En 1998, Chapela était le porte-parole d'une faction de professeurs de Berkeley opposés à un partenariat de 5 ans et 25 millions de dollars entre leur université et la firme Novartis, le troisième plus gros producteur de semences (y compris de semences génétiquement modifiées). Quist, pour sa part, était membre des "Etudiants pour une Recherche Responsable", un groupe organisé pour contrecarrer le projet Novartis. Maintenant, dans sa quatrième année, l'accord apporte des fonds de Novartis, depuis devenue Syngenta, pour financer les recherches de beaucoup de gens dans les départements de la biologie des plantes et la biologie microbienne.

Plusieurs des plus bruyants détracteurs de Chapela, ont entre-temps, tissé des liens avec Berkeley (dont Metz qui y a passé son Ph.D en 2001) et participé au combat de l'accord Novartis.
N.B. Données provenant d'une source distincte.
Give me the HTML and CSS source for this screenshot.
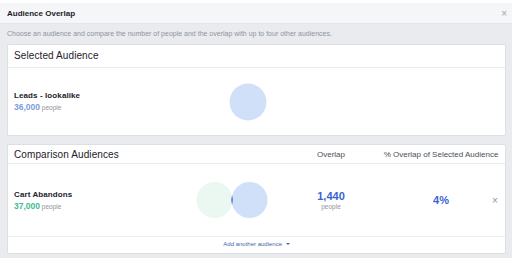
FILE: index.html
```html
<!DOCTYPE html>
<html>
<head>
<meta charset="utf-8">
<link rel="stylesheet" href="styles.css">
</head>
<body>
<div class="top"></div>
<div class="header">
  <span class="title">Audience Overlap</span>
  <span class="close">×</span>
</div>
<div class="content">
  <p class="desc">Choose an audience and compare the number of people and the overlap with up to four other audiences.</p>
  <section class="card">
    <div class="card-head">Selected Audience</div>
    <div class="row-sel">
      <div class="who">
        <div class="name">Leads - lookalike</div>
        <div class="count"><span class="num blue-light">36,000</span> people</div>
      </div>
      <div class="venn venn-single">
        <svg width="38" height="38" viewBox="0 0 38 38"><circle cx="19" cy="19" r="18.5" fill="#cfe0f8"/></svg>
      </div>
    </div>
  </section>
  <section class="card card2">
    <div class="grid head-grid">
      <div class="card-head-text">Comparison Audiences</div>
      <div></div>
      <div class="col-h">Overlap</div>
      <div class="col-h">% Overlap of Selected Audience</div>
      <div></div>
    </div>
    <div class="grid row-cmp">
      <div class="who">
        <div class="name">Cart Abandons</div>
        <div class="count"><span class="num green">37,000</span> people</div>
      </div>
      <div class="venn">
        <svg width="72" height="38" viewBox="0 0 72 38">
          <circle cx="18.5" cy="19" r="18" fill="#eaf8f1"/>
          <circle cx="53.6" cy="19" r="18" fill="#cfe0f8"/>
          <path d="M36.05 15 A18 18 0 0 1 36.05 23 A18 18 0 0 1 36.05 15 Z" fill="#3a6ad2"/>
          <path d="M36.05 14.2 A18 18 0 0 1 36.5 19 A18 18 0 0 1 36.05 23.8 A18 18 0 0 1 35.6 19 A18 18 0 0 1 36.05 14.2 Z" fill="#3a6ad2"/>
        </svg>
      </div>
      <div class="stat">
        <div class="big">1,440</div>
        <div class="sub">people</div>
      </div>
      <div class="stat"><div class="big">4%</div></div>
      <div class="x">×</div>
    </div>
    <div class="foot">Add another audience <span class="caret"></span></div>
  </section>
</div>
</body>
</html>
```
FILE: styles.css
```css
* { box-sizing: border-box; }
html, body { margin: 0; padding: 0; }
body {
  width: 512px;
  height: 258px;
  background: #e9ebee;
  font-family: "Liberation Sans", Arial, sans-serif;
  color: #1d2129;
  overflow: hidden;
}
.top { height: 3px; background: #fff; }
.header {
  height: 21px;
  background: #f5f6f7;
  border-bottom: 1px solid #e5e6e9;
  display: flex;
  align-items: center;
  justify-content: space-between;
  padding: 0 5px 0 7px;
}
.title { font-size: 8px; font-weight: bold; color: #1d2129; }
.close { font-size: 10px; color: #a0a4ab; }
.content { padding: 0 6px 0 7px; }
.desc {
  margin: 0;
  height: 20px;
  line-height: 20px;
  font-size: 7px;
  color: #90949c;
}
.card {
  background: #fff;
  border: 1px solid #dddfe2;
  border-radius: 2px;
}
.card-head {
  height: 23px;
  line-height: 22px;
  padding-left: 6px;
  font-size: 10px;
  border-bottom: 1px solid #e9eaed;
  letter-spacing: 0.1px;
}
.row-sel {
  height: 67px;
  display: flex;
  align-items: center;
  padding-left: 6px;
}
.row-sel .who { width: 182px; }
.who .name { font-size: 8px; font-weight: bold; color: #1d2129; letter-spacing: 0.1px; }
.count { font-size: 6.5px; color: #90949c; margin-top: 2px; }
.num { font-size: 8.5px; font-weight: bold; }
.blue-light { color: #7b9be0; }
.green { color: #42b796; }
.venn { display: flex; align-items: center; width: 72px; }
.venn svg { display: block; }
.venn-single { padding-left: 33px; }
.card2 { margin-top: 8px; }
.grid {
  display: grid;
  grid-template-columns: 182px 72px 126px 94px 14px;
  padding-left: 6px;
}
.head-grid {
  height: 19px;
  align-items: center;
  border-bottom: 1px solid #e9eaed;
}
.card-head-text { font-size: 10px; letter-spacing: 0.1px; }
.col-h {
  font-size: 8px;
  color: #4b4f56;
  display: flex;
  justify-content: center;
  white-space: nowrap;
}
.row-cmp { height: 73px; align-items: center; border-bottom: 1px solid #eceef0; }
.stat { display: flex; flex-direction: column; align-items: center; }
.big { font-size: 11px; font-weight: bold; color: #3a64cf; }
.sub { font-size: 6.5px; color: #90949c; margin-top: 1px; }
.x { font-size: 10px; color: #90949c; text-align: center; }
.foot {
  height: 16px;
  line-height: 15px;
  text-align: center;
  font-size: 6px;
  color: #4267b2;
}
.caret {
  display: inline-block;
  width: 0; height: 0;
  border-left: 2px solid transparent;
  border-right: 2px solid transparent;
  border-top: 2.5px solid #4267b2;
  vertical-align: middle;
  margin-left: 2px;
}
```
Cette corrélation n'a pas échappé à Chapela qui proclame que "tous les rédacteurs des lettres (dans "Nature") ont un lien direct avec l'accord Novartis - Berkeley, tous sans exception".
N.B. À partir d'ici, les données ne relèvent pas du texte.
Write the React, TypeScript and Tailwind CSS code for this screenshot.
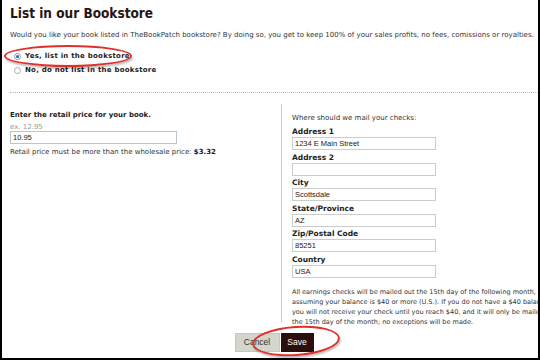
import React from "react";

const fields = [
  { label: "Address 1", value: "1234 E Main Street" },
  { label: "Address 2", value: "" },
  { label: "City", value: "Scottsdale" },
  { label: "State/Province", value: "AZ" },
  { label: "Zip/Postal Code", value: "85251" },
  { label: "Country", value: "USA" },
];

export default function App() {
  return (
    <div className="relative w-[540px] h-[360px] overflow-hidden bg-white border-l-2 border-r-2 border-b-2 border-black font-['DejaVu_Sans',sans-serif] text-[#222]">
      {/* Header */}
      <div className="pl-[8px] pt-[3px]">
        <h1 className="text-[13.5px] font-bold leading-[20px] text-[#2a1414] font-['DejaVu_Sans_Condensed','DejaVu_Sans',sans-serif]">
          List in our Bookstore
        </h1>
        <p className="mt-[7px] text-[7px] leading-[10px] text-[#333] whitespace-nowrap">
          Would you like your book listed in TheBookPatch bookstore? By doing so, you get to keep 100% of your sales profits, no fees, comissions or royalties.
        </p>
        <div className="mt-[11px] flex flex-col gap-[4px] pl-[4px] text-[7px] tracking-[0.25px] font-bold leading-[10px]">
          <label className="flex items-center gap-[4px]">
            <span className="w-[7px] h-[7px] rounded-full border border-[#8899aa] bg-white flex items-center justify-center">
              <span className="w-[3px] h-[3px] rounded-full bg-[#2a5f9e]" />
            </span>
            Yes, list in the bookstore
          </label>
          <label className="flex items-center gap-[4px]">
            <span className="w-[7px] h-[7px] rounded-full border border-[#aab] bg-white" />
            No, do not list in the bookstore
          </label>
        </div>
      </div>

      <div className="mt-[17px] ml-[8px] border-t border-dotted border-[#bbb]" />

      {/* Columns */}
      <div className="flex pl-[8px] pt-[11px]">
        <div className="w-[271px] shrink-0">
          <div className="pt-[6px] text-[7px] font-bold leading-[10px]">Enter the retail price for your book.</div>
          <div className="mt-[3px] text-[7px] leading-[8px] text-[#999]">ex. 12.95</div>
          <div className="w-[167px] h-[13px] border border-[#b8c4d0] px-[2px] text-[7.5px] leading-[11px] font-['Liberation_Sans',sans-serif] text-[#222]">
            10.95
          </div>
          <div className="mt-[3px] text-[7px] leading-[10px] text-[#333]">
            Retail price must be more than the wholesale price: <span className="font-bold text-[#222]">$3.32</span>
          </div>
        </div>
        <div className="border-l border-[#ccc] pl-[10px] h-[218px] shrink-0">
          <div className="pt-[9px] text-[7px] leading-[10px] text-[#333]">Where should we mail your checks:</div>
          <div className="mt-[4px] flex flex-col gap-[2.5px]">
            {fields.map((f) => (
              <div key={f.label}>
                <div className="text-[7.5px] font-bold leading-[10px] text-[#222]">{f.label}</div>
                <div className="w-[144px] h-[13px] border border-[#ccc] px-[2px] text-[7.5px] leading-[11px] font-['Liberation_Sans',sans-serif] text-[#222]">
                  {f.value}
                </div>
              </div>
            ))}
          </div>
          <p className="mt-[9px] text-[6.5px] leading-[10px] text-[#333] whitespace-nowrap">
            All earnings checks will be mailed out the 15th day of the following month,
            <br />
            assuming your balance is $40 or more (U.S.). If you do not have a $40 balance,
            <br />
            you will not receive your check until you reach $40, and it will only be mailed on
            <br />
            the 15th day of the month; no exceptions will be made.
          </p>
        </div>
      </div>

      {/* Buttons */}
      <div className="mt-[11px] flex justify-center pl-[8px]">
        <button className="w-[45px] h-[19px] bg-[#d2d6cc] text-[8.5px] text-[#333] font-['Liberation_Sans',sans-serif] border border-[#c4c8be]">
          Cancel
        </button>
        <button className="ml-[1px] w-[33px] h-[19px] bg-[#2b0e0e] text-[8.5px] text-white font-['Liberation_Sans',sans-serif]">
          Save
        </button>
      </div>

      {/* Highlight ellipses */}
      <div className="absolute left-[2px] top-[45px] w-[128px] h-[22px] rounded-[50%] border-2 border-[#e0302a] shadow-[1px_2px_2px_rgba(0,0,0,0.25)]" />
      <div className="absolute left-[250px] top-[326px] w-[88px] h-[30px] rounded-[50%] border-2 border-[#e0302a] shadow-[1px_2px_2px_rgba(0,0,0,0.25)] -rotate-[4deg]" />
    </div>
  );
}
De plus, Metz, Kaplinsky, et deux coauteurs des lettres de "Nature" font aussi partie des plus de 3000 signataires d'une pétition 'en ligne' - "Des scientifiques partisans de l'agriculture biotechnologique" - initiée par une organisation soutenant cette technique appelée la fondation AgBioWorld. La pétition, hébergée sur le site d'AgBioWorld, affirme que les biotechnologies "constituent un moyen puissant et sûr pour la modification des organismes et peut contribuer substantiellement à l'amélioration de la qualité de la vie".

L'influence du lobby des biotechnologies est aussi soupçonnée d'autres attaques contre les recherches de Chapela. Jonathan Matthews, un opposant très connu aux aliments génétiquement modifiés et le journaliste Andy Rowell affirment que les défenseurs des biotechnologies utilisaient un service de 'news en ligne' également assuré par AgBioWorld pour encourager les attaques contre l'article de Chapela. Tout de suite après la publication de l'article initial, précisent Matthews et Rowell, des courriels dont on peut établir l'origine chez un employé d'une entreprise de communication au service de Monsanto ont commencé à paraître sur le site de AgBioWorld.
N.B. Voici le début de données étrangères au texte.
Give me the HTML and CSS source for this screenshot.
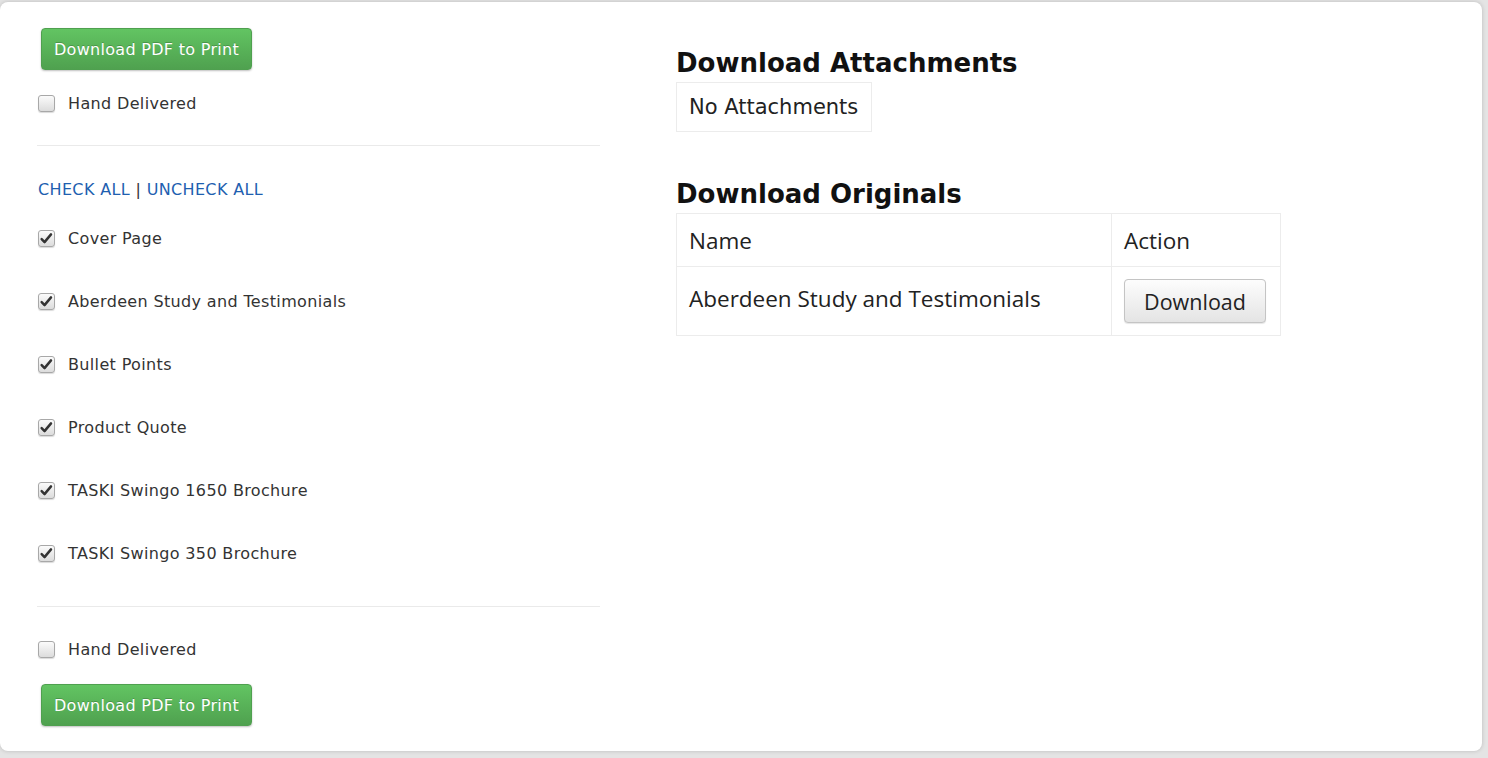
FILE: index.html
```html
<!DOCTYPE html>
<html lang="en">
<head>
  <meta charset="UTF-8" />
  <meta name="viewport" content="width=device-width, initial-scale=1.0"/>
  <title>Print Package</title>
  <link rel="stylesheet" href="styles.css">
</head>
<body>
  <div class="card">
    <div class="left-col">
      <button class="btn-success">Download PDF to Print</button>
      <label class="check-row hand"><input type="checkbox"> Hand Delivered</label>

      <hr>

      <div class="check-links">
        <a href="#">CHECK ALL</a> | <a href="#">UNCHECK ALL</a>
      </div>

      <ul class="doc-list">
        <li><label class="check-row"><input type="checkbox" checked> Cover Page</label></li>
        <li><label class="check-row"><input type="checkbox" checked> Aberdeen Study and Testimonials</label></li>
        <li><label class="check-row"><input type="checkbox" checked> Bullet Points</label></li>
        <li><label class="check-row"><input type="checkbox" checked> Product Quote</label></li>
        <li><label class="check-row"><input type="checkbox" checked> TASKI Swingo 1650 Brochure</label></li>
        <li><label class="check-row"><input type="checkbox" checked> TASKI Swingo 350 Brochure</label></li>
      </ul>

      <hr>

      <label class="check-row hand bottom"><input type="checkbox"> Hand Delivered</label>
      <button class="btn-success">Download PDF to Print</button>
    </div>

    <div class="right-col">
      <h2>Download Attachments</h2>
      <div class="empty-box">No Attachments</div>

      <h2 class="second">Download Originals</h2>
      <table class="originals">
        <tr>
          <th class="name-col">Name</th>
          <th class="action-col">Action</th>
        </tr>
        <tr>
          <td>Aberdeen Study and Testimonials</td>
          <td><button class="btn-default">Download</button></td>
        </tr>
      </table>
    </div>
  </div>
</body>
</html>
```

FILE: styles.css
```css
body {
  margin: 0;
  background-color: #e4e4e4;
  font-family: 'DejaVu Sans', Verdana, sans-serif;
  color: #333;
  height: 758px;
  overflow: hidden;
}

.card {
  margin-top: 2px;
  width: 1482px;
  height: 749px;
  box-sizing: border-box;
  background: #fff;
  border-radius: 8px;
  box-shadow: 0 0 4px rgba(0, 0, 0, 0.18);
  padding: 26px 0 0 38px;
  display: flex;
  gap: 76px;
}

.left-col {
  width: 562px;
}

.btn-success {
  margin-left: 3px;
  width: 211px;
  height: 42px;
  font-family: 'DejaVu Sans', Verdana, sans-serif;
  font-size: 16px;
  letter-spacing: 0.3px;
  color: #fff;
  text-shadow: 0 -1px 0 rgba(0, 0, 0, 0.2);
  border: 1px solid #4fa04f;
  border-radius: 4px;
  background-image: linear-gradient(#62c462, #4fa14f);
  box-shadow: 0 1px 2px rgba(0, 0, 0, 0.25);
  cursor: pointer;
  padding: 0;
}

.check-row {
  display: flex;
  align-items: center;
  font-size: 16px;
  letter-spacing: 0.35px;
  color: #333;
  height: 20px;
}

.check-row input {
  appearance: none;
  -webkit-appearance: none;
  width: 17px;
  height: 17px;
  margin: 1px 13px 0 0;
  border: 1px solid #a8a8a8;
  border-radius: 3px;
  background-image: linear-gradient(#fbfbfb, #dcdcdc);
  box-shadow: 0 1px 1px rgba(0, 0, 0, 0.15);
  flex-shrink: 0;
}

.check-row input:checked {
  background-image: url("data:image/svg+xml,%3Csvg xmlns='http://www.w3.org/2000/svg' viewBox='0 0 17 17'%3E%3Cpath d='M3 9.2 L6.3 12.6 L13.6 3.8' fill='none' stroke='%23333' stroke-width='2.8' stroke-linecap='round' stroke-linejoin='round'/%3E%3C/svg%3E"), linear-gradient(#fbfbfb, #dcdcdc);
  background-size: 15px 15px, auto;
  background-position: center, center;
  background-repeat: no-repeat;
}

.hand {
  margin-top: 23px;
}

.hand.bottom {
  margin-top: 32px;
  margin-bottom: 25px;
}

hr {
  border: none;
  border-top: 1px solid #eaeaea;
  margin: 32px 0 0 -1px;
}

.check-links {
  margin-top: 34px;
  font-size: 16px;
  letter-spacing: 0.35px;
  color: #333;
}

.check-links a {
  color: #1f5fb0;
  text-decoration: none;
}

.doc-list {
  list-style: none;
  margin: 29px 0 0;
  padding: 0;
}

.doc-list li {
  margin-bottom: 43px;
}

.right-col {
  width: 620px;
}

h2 {
  font-family: 'DejaVu Sans', sans-serif;
  font-size: 26px;
  line-height: 30px;
  font-weight: bold;
  color: #111;
  margin: 20px 0 4px;
}

h2.second {
  margin-top: 47px;
  margin-bottom: 4px;
}

.empty-box {
  display: inline-block;
  border: 1px solid #ececec;
  padding: 12px 13px 12px 12px;
  font-size: 21px;
  line-height: 24px;
  color: #222;
}

.originals {
  border-collapse: collapse;
  width: 605px;
  font-family: 'Open Sans', sans-serif;
  font-size: 22.5px;
  color: #222;
}

.originals th,
.originals td {
  border: 1px solid #ececec;
  text-align: left;
  font-weight: normal;
  padding: 0 12px;
}

.originals th {
  height: 52px;
}

.originals td {
  height: 69px;
  vertical-align: top;
  padding-top: 16px;
  box-sizing: border-box;
}

.name-col {
  width: 410px;
}

.btn-default {
  margin-top: -4px;
  width: 142px;
  height: 44px;
  font-family: 'Open Sans', sans-serif;
  font-size: 21.5px;
  color: #222;
  border: 1px solid #c4c4c4;
  border-radius: 4px;
  background-image: linear-gradient(#fdfdfd, #e4e4e4);
  box-shadow: 0 1px 1px rgba(0, 0, 0, 0.1);
  cursor: pointer;
}
```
Les messages mettent en cause l'objectivité de Chapela et incitent les lecteurs à écrire des lettres dénonçant son article. Les représentants de Bivings réfutent les allégations de Matthews et Rowell ( le président de la firme, F. Gary Bivings a affirmé que son entreprise n'avait "aucune implication" dans AgBioWorld)

Monsanto, bien sur, est un des plus gros producteurs mondiaux de semences génétiquement modifiés. En définitive, pendant que le combat théorique fait rage aux Etats-Unis, cette même agence mexicaine qui avait d'abord tenté d'étouffer leurs conclusions va peut-être voler au secours de Chapela et Quist. Le 18 avril, Jorge Soberon, le secrétaire de direction de la commission mexicaine de la biodiversité, a annoncé que les données collectées par les scientifiques officiels confirmaient qu'il s'agissait du "pire cas au monde de contamination par matériel génétiquement modifié ".

L'étude montre que les récoltes de maïs ont été contaminées par des gènes étrangers modifiés,
- à 95 % dans les sites surveillés des Etats de Oaxaca et de Puebla
- jusqu'à 35 % chez les exploitants indépendants.